Please do read December’s Letter to remind yourself of the large menu of economic and high taxation woes in the 1970s and 1980s. I started ASAM in early 1975 right after the worst UK stockmarket falls since the Great Depression in the 1930s. I met Douglas in 1978 as economic chaos continued. It was on his 60th birthday in 1981 that he asked to become a client. His brief was that I should help him plan for retirement and “look after Nan and I in our golden years.” (His actual words).
His beloved Nan sadly passed away in May, and Douglas at 97 who had looked after her loyally 24/7, through the last five or six years when her Dementia worsened, fell ill and died just after Christmas. We at ASAM looked after their finances for nigh on 38 years. When I asked Douglas only a couple of years ago if he’d prepare a testimonial for us he wrote the following, which touched us all, and which was only removed from our website on his death. We have his family’s permission to quote his words and tell his story….
“I always say that apart from the day I met the girl who became my wife, the luckiest day of my life was the day I was introduced to Alan Steel. Now that my wife and I are the wrong side of 90 the great advice from ASAM, initially on investment growth, and then on income, gives us a quality in retirement many dream of but few manage”

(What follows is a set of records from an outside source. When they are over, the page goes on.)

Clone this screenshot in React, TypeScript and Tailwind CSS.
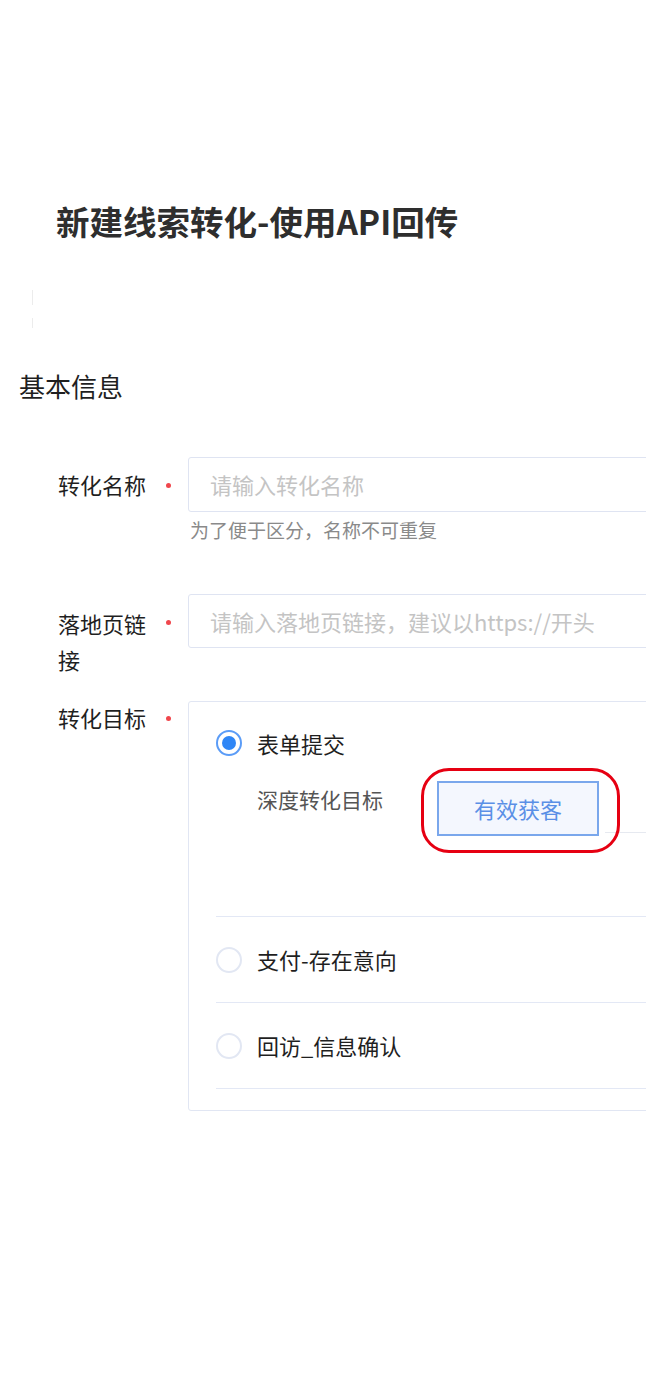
const font = "font-['Noto_Sans_CJK_SC','Noto_Sans',sans-serif]";

function RequiredDot({ top }: { top: string }) {
  return (
    <div className="w-[38px] shrink-0 flex">
      <span className={`ml-[16px] ${top} w-[5px] h-[5px] rounded-full bg-[#f0464c]`} />
    </div>
  );
}

function Radio({ checked }: { checked?: boolean }) {
  if (checked) {
    return (
      <span className="w-[26px] h-[26px] rounded-full border-2 border-[#5b9cf7] flex items-center justify-center shrink-0">
        <span className="w-[14px] h-[14px] rounded-full bg-[#2f86f6]" />
      </span>
    );
  }
  return <span className="w-[26px] h-[26px] rounded-full border-2 border-[#e2e7f3] shrink-0" />;
}

export default function App() {
  return (
    <div className={`w-[646px] h-[1390px] overflow-hidden bg-white ${font}`}>
      {/* Title */}
      <h1 className="pt-[199px] pl-[56px] text-[33.5px] leading-[44px] font-bold text-[#2e2e2e] whitespace-nowrap">
        新建线索转化-使用API回传
      </h1>

      {/* faint marker */}
      <div className="mt-[47px] ml-[32px] flex flex-col gap-[13px]">
        <span className="w-px h-[15px] bg-[#ececec]" />
        <span className="w-px h-[10px] bg-[#ececec]" />
      </div>

      <h2 className="mt-[40px] pl-[19px] text-[26px] leading-[36px] text-[#1f1f1f]">基本信息</h2>

      {/* 转化名称 */}
      <div className="mt-[53px] flex pl-[58px]">
        <div className="w-[92px] shrink-0 pt-[11px] text-[22px] leading-[32px] text-[#1f1f1f]">转化名称</div>
        <RequiredDot top="mt-[26px]" />
        <div className="w-[520px] shrink-0">
          <div className="h-[55px] border border-[#dfe4f2] rounded-[3px] flex items-center pl-[21px] text-[22px] text-[#c4c4c4] whitespace-nowrap">
            请输入转化名称
          </div>
          <p className="mt-[5px] pl-[2px] text-[19px] leading-[26px] text-[#8a8a8a]">为了便于区分，名称不可重复</p>
        </div>
      </div>

      {/* 落地页链接 */}
      <div className="mt-[51px] flex pl-[58px]">
        <div className="w-[92px] shrink-0 pt-[11px] text-[22px] leading-[36px] text-[#1f1f1f]">落地页链接</div>
        <RequiredDot top="mt-[26px]" />
        <div className="w-[520px] shrink-0">
          <div className="h-[54px] border border-[#dfe4f2] rounded-[3px] flex items-center pl-[21px] text-[22px] text-[#c4c4c4] whitespace-nowrap">
            请输入落地页链接，建议以https://开头
          </div>
        </div>
      </div>

      {/* 转化目标 */}
      <div className="mt-[24px] flex pl-[58px]">
        <div className="w-[92px] shrink-0 text-[22px] leading-[32px] text-[#1f1f1f]">转化目标</div>
        <RequiredDot top="mt-[15px]" />
        <div className="w-[520px] shrink-0 border border-[#e1e6f3] rounded-[3px] pl-[27px] pb-[21px]">
          {/* 表单提交 */}
          <div className="h-[215px] border-b border-[#e3e8f5] pt-[28px]">
            <div className="flex items-center gap-[15px] h-[26px]">
              <Radio checked />
              <span className="text-[22px] text-[#1f1f1f]">表单提交</span>
            </div>
            <div className="mt-[25px] pl-[41px] flex items-center">
              <span className="text-[21px] text-[#555] w-[180px] shrink-0 -mt-[18px]">深度转化目标</span>
              <div className="relative shrink-0">
                <div className="w-[162px] h-[55px] border-2 border-[#7aa7ec] bg-[#f4f7fe] flex items-center justify-center text-[22px] text-[#5a8fe6]">
                  有效获客
                </div>
                <div className="absolute -left-[16px] -top-[13px] w-[199px] h-[85px] border-[3px] border-[#e60012] rounded-[28px]" />
              </div>
              <div className="ml-[6px] flex-1 self-end mb-[3px] h-px bg-[#e6e9f0]" />
            </div>
          </div>
          {["支付-存在意向", "回访_信息确认"].map((label) => (
            <div key={label} className="h-[86px] border-b border-[#e3e8f5] flex items-center gap-[15px]">
              <Radio />
              <span className="text-[22px] text-[#1f1f1f]">{label}</span>
            </div>
          ))}
        </div>
      </div>
    </div>
  );
}
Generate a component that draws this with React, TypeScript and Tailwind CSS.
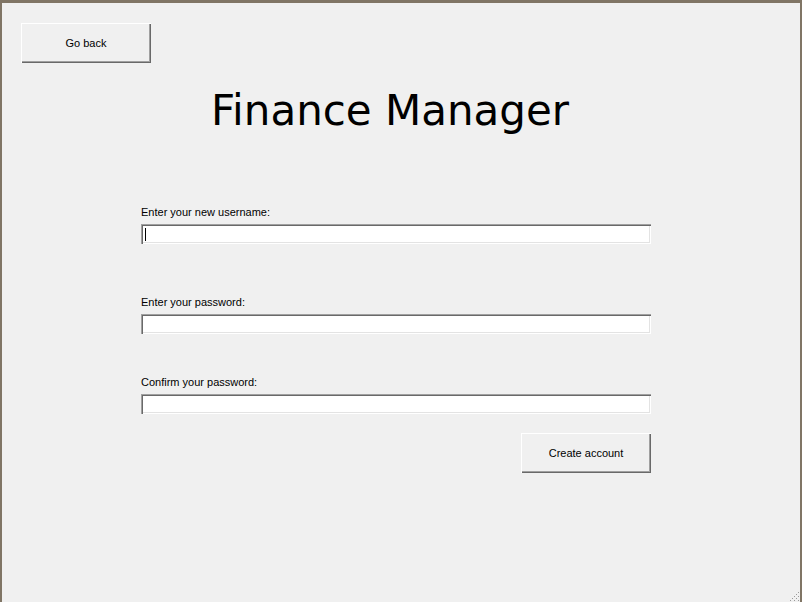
import * as React from "react";

const raised =
  "shadow-[inset_1px_1px_0_#ffffff,inset_-1px_-1px_0_#696969,inset_-2px_-2px_0_#a0a0a0]";
const sunken =
  "shadow-[inset_1px_1px_0_#a0a0a0,inset_2px_2px_0_#696969,inset_-1px_-1px_0_#ffffff,inset_-2px_-2px_0_#e3e3e3]";

function WinButton({ children, className }: { children: React.ReactNode; className?: string }) {
  return (
    <button
      className={`flex h-[40px] w-[130px] items-center justify-center bg-[#f0f0f0] text-[11px] leading-[13px] text-black ${raised} ${className ?? ""}`}
      type="button"
    >
      {children}
    </button>
  );
}

function Field({ label, caret, className }: { label: string; caret?: boolean; className?: string }) {
  return (
    <div className={`flex flex-col ${className ?? ""}`}>
      <label className="h-[13px] text-[11px] leading-[13px] text-black">{label}</label>
      <div className={`mt-[5px] flex h-[20px] w-[510px] items-center bg-white pl-[4px] ${sunken}`}>
        {caret && <span className="h-[13px] w-px bg-black" />}
      </div>
    </div>
  );
}

export default function App() {
  return (
    <div className="relative h-[602px] w-[802px] overflow-hidden border-t-[3px] border-r-2 border-l-2 border-[#807565] bg-[#f0f0f0] font-['Liberation_Sans',Arial,sans-serif]">
      <WinButton className="mt-[20px] ml-[19px]">Go back</WinButton>

      <h1 className="mt-[24px] ml-[209px] h-[48px] font-['DejaVu_Sans',Tahoma,sans-serif] text-[42px] leading-[48px] font-normal text-black">
        Finance Manager
      </h1>

      <div className="ml-[139px] flex w-[510px] flex-col">
        <Field className="mt-[71px]" label="Enter your new username:" caret />
        <Field className="mt-[52px]" label="Enter your password:" />
        <Field className="mt-[42px]" label="Confirm your password:" />
        <div className="mt-[19px] flex justify-end">
          <WinButton>Create account</WinButton>
        </div>
      </div>

      <svg
        aria-hidden="true"
        className="absolute right-0 bottom-0"
        height="12"
        viewBox="0 0 12 12"
        width="12"
      >
        {[
          [10, 2], [10, 6], [10, 10], [6, 6], [6, 10], [2, 10],
          [8, 4], [8, 8], [4, 8],
        ].map(([x, y]) => (
          <rect fill="#9a9a9a" height="1" key={`${x}-${y}`} width="1" x={x} y={y} />
        ))}
      </svg>
    </div>
  );
}
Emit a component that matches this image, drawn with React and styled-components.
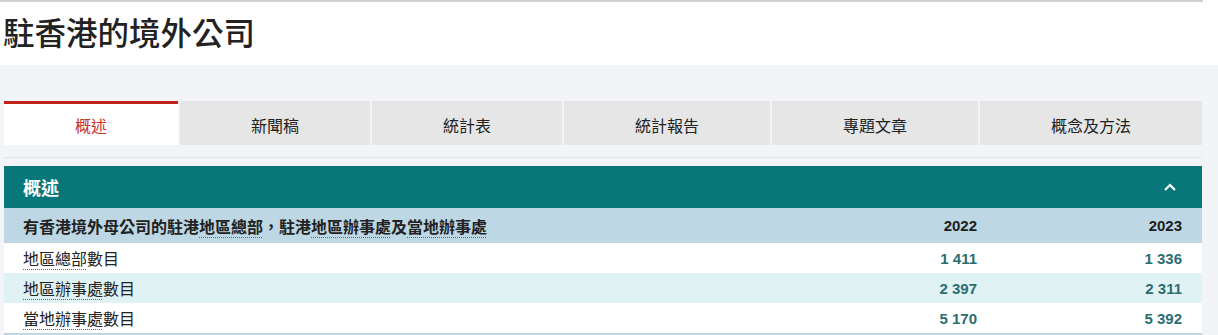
import styled, { createGlobalStyle } from 'styled-components';

const GlobalStyle = createGlobalStyle`
  body {
    margin: 0;
    background: #ffffff;
    font-family: "Liberation Sans", "Noto Sans CJK TC", Arial, sans-serif;
    color: #222222;
  }
`;

const TopRule = styled.div`
  height: 2px;
  width: 1203px;
  background: #cfcfcf;
`;

const TitleBar = styled.div`
  height: 63px;
  display: flex;
  align-items: center;
  padding-left: 3px;
`;

const Title = styled.h1`
  margin: 0;
  font-family: "Noto Sans CJK TC", sans-serif;
  font-size: 31.5px;
  font-weight: 500;
  color: #222222;
  line-height: 1;
  padding-bottom: 4px;
`;

const Section = styled.div`
  background: #f3f4f7;
  padding: 36px 16px 0 4px;
`;

const TabBar = styled.div`
  display: flex;
  gap: 2px;
  height: 44px;
`;

const Tab = styled.button`
  flex: 1 1 auto;
  border: none;
  border-top: 3px solid ${(p) => (p.$active ? '#c0221a' : '#e6e6e6')};
  background: ${(p) => (p.$active ? '#ffffff' : '#e6e6e6')};
  color: ${(p) => (p.$active ? '#c8302a' : '#222222')};
  font-family: "Noto Sans CJK TC", sans-serif;
  font-size: 16px;
  padding: 0;
  cursor: pointer;
  display: flex;
  align-items: center;
  justify-content: center;
`;

const Divider = styled.div`
  margin: 12px 0 8px;
  height: 1px;
  background: #e3e5e9;
`;

const PanelHead = styled.div`
  height: 42px;
  background: #07777a;
  display: flex;
  align-items: center;
  justify-content: space-between;
  padding: 0 26px 0 19px;
`;

const PanelTitle = styled.span`
  font-family: "Noto Sans CJK TC", sans-serif;
  font-size: 18px;
  font-weight: 700;
  color: #ffffff;
`;

const Table = styled.div`
  border-bottom: 2px solid #bdd7e4;
`;

const Row = styled.div`
  display: grid;
  grid-template-columns: 1fr 205px 205px;
  align-items: center;
  height: ${(p) => (p.$head ? 35 : 30)}px;
  padding: 0 20px 0 19px;
  background: ${(p) => (p.$head ? '#bdd7e4' : p.$alt ? '#e1f2f4' : '#ffffff')};
  font-weight: ${(p) => (p.$head ? 700 : 400)};
`;

const Label = styled.span`
  font-family: "Noto Sans CJK TC", sans-serif;
  font-size: 16px;
  color: #222222;
  white-space: nowrap;
`;

const Term = styled.span`
  text-decoration: underline dotted #3b6cc2;
  text-decoration-thickness: 1px;
  text-underline-offset: 4px;
`;

const Num = styled.span`
  font-family: "Liberation Sans", Arial, sans-serif;
  font-size: 15px;
  font-weight: 700;
  text-align: right;
  color: ${(p) => (p.$year ? '#1c1c1c' : '#2c6d71')};
`;

const Chevron = () => (
  <svg width="12" height="8" viewBox="0 0 12 8" fill="none">
    <polyline points="1,7 6,2 11,7" stroke="#ffffff" strokeWidth="2.2" />
  </svg>
);

const tabs = ['概述', '新聞稿', '統計表', '統計報告', '專題文章', '概念及方法'];

const rows = [
  { label: <><Term>地區總部</Term>數目</>, a: '1 411', b: '1 336' },
  { label: <><Term>地區辦事處</Term>數目</>, a: '2 397', b: '2 311' },
  { label: <><Term>當地辦事處</Term>數目</>, a: '5 170', b: '5 392' },
];

export default function App() {
  return (
    <>
      <GlobalStyle />
      <TopRule />
      <TitleBar>
        <Title>駐香港的境外公司</Title>
      </TitleBar>
      <Section>
        <TabBar>
          {tabs.map((t, i) => (
            <Tab key={t} $active={i === 0}>{t}</Tab>
          ))}
        </TabBar>
        <Divider />
        <PanelHead>
          <PanelTitle>概述</PanelTitle>
          <Chevron />
        </PanelHead>
        <Table>
          <Row $head>
            <Label>
              有香港境外母公司的駐港<Term>地區總部</Term>，駐港<Term>地區辦事處</Term>及<Term>當地辦事處</Term>
            </Label>
            <Num $year>2022</Num>
            <Num $year>2023</Num>
          </Row>
          {rows.map((r, i) => (
            <Row key={i} $alt={i % 2 === 1}>
              <Label>{r.label}</Label>
              <Num>{r.a}</Num>
              <Num>{r.b}</Num>
            </Row>
          ))}
        </Table>
      </Section>
    </>
  );
}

….. D Snedden, Bo’ness, Scotland
When you receive accolades like this and you’re also selected to deliver a Eulogy at his funeral, you appreciate how important it is to folks like Douglas and Nan that you always deliver your best sound advice through thick and thin, and help keep them safe from the Bah Humbugs. You’ll be glad to know that we intend to continue in that vein. Do have a great year.